WHAT YOU SHOULD DO ::
Your task is to output the listing word for word, with pictures excluded.

═════ SOURCE EXCERPT

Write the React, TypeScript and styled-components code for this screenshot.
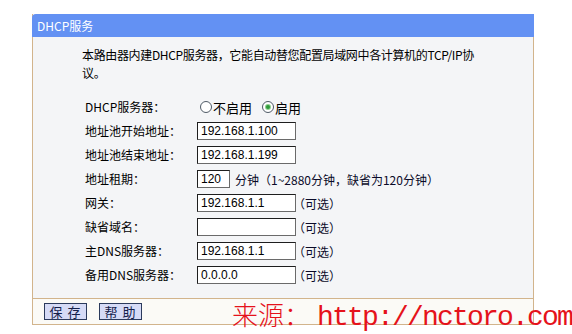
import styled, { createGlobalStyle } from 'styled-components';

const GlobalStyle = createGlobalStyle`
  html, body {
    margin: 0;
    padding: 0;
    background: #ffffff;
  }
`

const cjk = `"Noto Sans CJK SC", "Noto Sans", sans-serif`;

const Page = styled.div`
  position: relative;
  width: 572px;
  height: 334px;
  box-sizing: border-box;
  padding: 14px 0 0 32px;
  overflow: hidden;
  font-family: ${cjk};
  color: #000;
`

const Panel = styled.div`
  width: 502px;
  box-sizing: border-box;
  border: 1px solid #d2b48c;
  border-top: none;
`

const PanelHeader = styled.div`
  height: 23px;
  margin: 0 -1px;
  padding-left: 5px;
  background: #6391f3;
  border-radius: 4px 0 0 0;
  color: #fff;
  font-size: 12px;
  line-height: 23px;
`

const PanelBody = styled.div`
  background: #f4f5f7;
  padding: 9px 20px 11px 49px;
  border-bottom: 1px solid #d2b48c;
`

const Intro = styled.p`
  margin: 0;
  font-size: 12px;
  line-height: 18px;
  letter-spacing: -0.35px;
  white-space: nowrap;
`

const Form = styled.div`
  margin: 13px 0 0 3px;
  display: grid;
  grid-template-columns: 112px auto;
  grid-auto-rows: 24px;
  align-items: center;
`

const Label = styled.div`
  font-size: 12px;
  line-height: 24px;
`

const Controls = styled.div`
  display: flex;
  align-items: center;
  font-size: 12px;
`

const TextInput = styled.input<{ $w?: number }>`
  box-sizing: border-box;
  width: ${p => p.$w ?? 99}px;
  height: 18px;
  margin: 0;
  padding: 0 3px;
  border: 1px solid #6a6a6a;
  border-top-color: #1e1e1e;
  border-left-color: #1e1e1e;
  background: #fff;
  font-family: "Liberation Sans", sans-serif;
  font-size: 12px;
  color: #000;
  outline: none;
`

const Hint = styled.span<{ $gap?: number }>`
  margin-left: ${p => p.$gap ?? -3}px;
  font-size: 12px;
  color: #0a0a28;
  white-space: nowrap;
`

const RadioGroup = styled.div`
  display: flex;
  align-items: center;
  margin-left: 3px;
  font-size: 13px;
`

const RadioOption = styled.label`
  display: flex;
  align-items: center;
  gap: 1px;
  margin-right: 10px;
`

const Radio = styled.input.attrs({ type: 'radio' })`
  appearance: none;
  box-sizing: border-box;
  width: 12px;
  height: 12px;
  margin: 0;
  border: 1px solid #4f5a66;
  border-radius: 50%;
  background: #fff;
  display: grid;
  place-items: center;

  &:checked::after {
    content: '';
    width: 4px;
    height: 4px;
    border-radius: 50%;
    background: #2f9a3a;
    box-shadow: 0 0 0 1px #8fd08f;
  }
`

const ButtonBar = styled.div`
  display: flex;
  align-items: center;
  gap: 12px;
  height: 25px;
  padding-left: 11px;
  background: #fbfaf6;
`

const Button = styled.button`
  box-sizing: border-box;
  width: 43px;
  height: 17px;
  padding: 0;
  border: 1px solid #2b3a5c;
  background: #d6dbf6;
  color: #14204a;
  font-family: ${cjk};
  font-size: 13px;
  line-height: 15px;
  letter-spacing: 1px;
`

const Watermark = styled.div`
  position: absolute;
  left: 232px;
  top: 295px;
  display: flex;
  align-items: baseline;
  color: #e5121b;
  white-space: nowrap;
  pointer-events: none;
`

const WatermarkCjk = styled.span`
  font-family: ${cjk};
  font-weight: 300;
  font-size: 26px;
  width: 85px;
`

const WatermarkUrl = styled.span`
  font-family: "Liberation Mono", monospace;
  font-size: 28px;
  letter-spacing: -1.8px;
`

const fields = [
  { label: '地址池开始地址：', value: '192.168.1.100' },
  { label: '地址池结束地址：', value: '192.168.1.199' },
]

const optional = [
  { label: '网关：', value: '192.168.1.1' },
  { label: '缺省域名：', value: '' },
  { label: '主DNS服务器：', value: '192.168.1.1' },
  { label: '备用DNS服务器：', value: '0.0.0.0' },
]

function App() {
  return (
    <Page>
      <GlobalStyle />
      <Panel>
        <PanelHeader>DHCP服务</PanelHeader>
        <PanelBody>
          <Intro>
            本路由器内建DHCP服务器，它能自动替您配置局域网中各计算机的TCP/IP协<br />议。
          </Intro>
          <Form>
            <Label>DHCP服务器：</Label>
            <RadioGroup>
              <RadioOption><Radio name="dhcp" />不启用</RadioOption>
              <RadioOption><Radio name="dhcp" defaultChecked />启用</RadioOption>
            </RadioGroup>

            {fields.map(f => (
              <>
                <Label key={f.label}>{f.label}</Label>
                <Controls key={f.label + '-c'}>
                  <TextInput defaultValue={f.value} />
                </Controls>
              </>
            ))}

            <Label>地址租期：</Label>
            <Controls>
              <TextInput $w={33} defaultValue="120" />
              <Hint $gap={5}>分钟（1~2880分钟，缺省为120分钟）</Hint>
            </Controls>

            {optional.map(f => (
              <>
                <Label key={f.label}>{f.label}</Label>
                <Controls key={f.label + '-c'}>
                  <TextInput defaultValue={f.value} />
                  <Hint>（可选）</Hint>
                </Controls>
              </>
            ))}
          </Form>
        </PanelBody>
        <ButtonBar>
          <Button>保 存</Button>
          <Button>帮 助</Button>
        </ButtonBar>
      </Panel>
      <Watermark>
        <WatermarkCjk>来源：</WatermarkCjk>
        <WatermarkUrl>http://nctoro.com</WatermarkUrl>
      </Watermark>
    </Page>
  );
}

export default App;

══════════

WRITTEN ANSWER ::
Write the React, TypeScript and styled-components code for this screenshot.
import styled, { createGlobalStyle } from 'styled-components';

const GlobalStyle = createGlobalStyle`
  html, body {
    margin: 0;
    padding: 0;
    background: #ffffff;
  }
`

const cjk = `"Noto Sans CJK SC", "Noto Sans", sans-serif`;

const Page = styled.div`
  position: relative;
  width: 572px;
  height: 334px;
  box-sizing: border-box;
  padding: 14px 0 0 32px;
  overflow: hidden;
  font-family: ${cjk};
  color: #000;
`

const Panel = styled.div`
  width: 502px;
  box-sizing: border-box;
  border: 1px solid #d2b48c;
  border-top: none;
`

const PanelHeader = styled.div`
  height: 23px;
  margin: 0 -1px;
  padding-left: 5px;
  background: #6391f3;
  border-radius: 4px 0 0 0;
  color: #fff;
  font-size: 12px;
  line-height: 23px;
`

const PanelBody = styled.div`
  background: #f4f5f7;
  padding: 9px 20px 11px 49px;
  border-bottom: 1px solid #d2b48c;
`

const Intro = styled.p`
  margin: 0;
  font-size: 12px;
  line-height: 18px;
  letter-spacing: -0.35px;
  white-space: nowrap;
`

const Form = styled.div`
  margin: 13px 0 0 3px;
  display: grid;
  grid-template-columns: 112px auto;
  grid-auto-rows: 24px;
  align-items: center;
`

const Label = styled.div`
  font-size: 12px;
  line-height: 24px;
`

const Controls = styled.div`
  display: flex;
  align-items: center;
  font-size: 12px;
`

const TextInput = styled.input<{ $w?: number }>`
  box-sizing: border-box;
  width: ${p => p.$w ?? 99}px;
  height: 18px;
  margin: 0;
  padding: 0 3px;
  border: 1px solid #6a6a6a;
  border-top-color: #1e1e1e;
  border-left-color: #1e1e1e;
  background: #fff;
  font-family: "Liberation Sans", sans-serif;
  font-size: 12px;
  color: #000;
  outline: none;
`

const Hint = styled.span<{ $gap?: number }>`
  margin-left: ${p => p.$gap ?? -3}px;
  font-size: 12px;
  color: #0a0a28;
  white-space: nowrap;
`

const RadioGroup = styled.div`
  display: flex;
  align-items: center;
  margin-left: 3px;
  font-size: 13px;
`

const RadioOption = styled.label`
  display: flex;
  align-items: center;
  gap: 1px;
  margin-right: 10px;
`

const Radio = styled.input.attrs({ type: 'radio' })`
  appearance: none;
  box-sizing: border-box;
  width: 12px;
  height: 12px;
  margin: 0;
  border: 1px solid #4f5a66;
  border-radius: 50%;
  background: #fff;
  display: grid;
  place-items: center;

  &:checked::after {
    content: '';
    width: 4px;
    height: 4px;
    border-radius: 50%;
    background: #2f9a3a;
    box-shadow: 0 0 0 1px #8fd08f;
  }
`

const ButtonBar = styled.div`
  display: flex;
  align-items: center;
  gap: 12px;
  height: 25px;
  padding-left: 11px;
  background: #fbfaf6;
`

const Button = styled.button`
  box-sizing: border-box;
  width: 43px;
  height: 17px;
  padding: 0;
  border: 1px solid #2b3a5c;
  background: #d6dbf6;
  color: #14204a;
  font-family: ${cjk};
  font-size: 13px;
  line-height: 15px;
  letter-spacing: 1px;
`

const Watermark = styled.div`
  position: absolute;
  left: 232px;
  top: 295px;
  display: flex;
  align-items: baseline;
  color: #e5121b;
  white-space: nowrap;
  pointer-events: none;
`

const WatermarkCjk = styled.span`
  font-family: ${cjk};
  font-weight: 300;
  font-size: 26px;
  width: 85px;
`

const WatermarkUrl = styled.span`
  font-family: "Liberation Mono", monospace;
  font-size: 28px;
  letter-spacing: -1.8px;
`

const fields = [
  { label: '地址池开始地址：', value: '192.168.1.100' },
  { label: '地址池结束地址：', value: '192.168.1.199' },
]

const optional = [
  { label: '网关：', value: '192.168.1.1' },
  { label: '缺省域名：', value: '' },
  { label: '主DNS服务器：', value: '192.168.1.1' },
  { label: '备用DNS服务器：', value: '0.0.0.0' },
]

function App() {
  return (
    <Page>
      <GlobalStyle />
      <Panel>
        <PanelHeader>DHCP服务</PanelHeader>
        <PanelBody>
          <Intro>
            本路由器内建DHCP服务器，它能自动替您配置局域网中各计算机的TCP/IP协<br />议。
          </Intro>
          <Form>
            <Label>DHCP服务器：</Label>
            <RadioGroup>
              <RadioOption><Radio name="dhcp" />不启用</RadioOption>
              <RadioOption><Radio name="dhcp" defaultChecked />启用</RadioOption>
            </RadioGroup>

            {fields.map(f => (
              <>
                <Label key={f.label}>{f.label}</Label>
                <Controls key={f.label + '-c'}>
                  <TextInput defaultValue={f.value} />
                </Controls>
              </>
            ))}

            <Label>地址租期：</Label>
            <Controls>
              <TextInput $w={33} defaultValue="120" />
              <Hint $gap={5}>分钟（1~2880分钟，缺省为120分钟）</Hint>
            </Controls>

            {optional.map(f => (
              <>
                <Label key={f.label}>{f.label}</Label>
                <Controls key={f.label + '-c'}>
                  <TextInput defaultValue={f.value} />
                  <Hint>（可选）</Hint>
                </Controls>
              </>
            ))}
          </Form>
        </PanelBody>
        <ButtonBar>
          <Button>保 存</Button>
          <Button>帮 助</Button>
        </ButtonBar>
      </Panel>
      <Watermark>
        <WatermarkCjk>来源：</WatermarkCjk>
        <WatermarkUrl>http://nctoro.com</WatermarkUrl>
      </Watermark>
    </Page>
  );
}

export default App;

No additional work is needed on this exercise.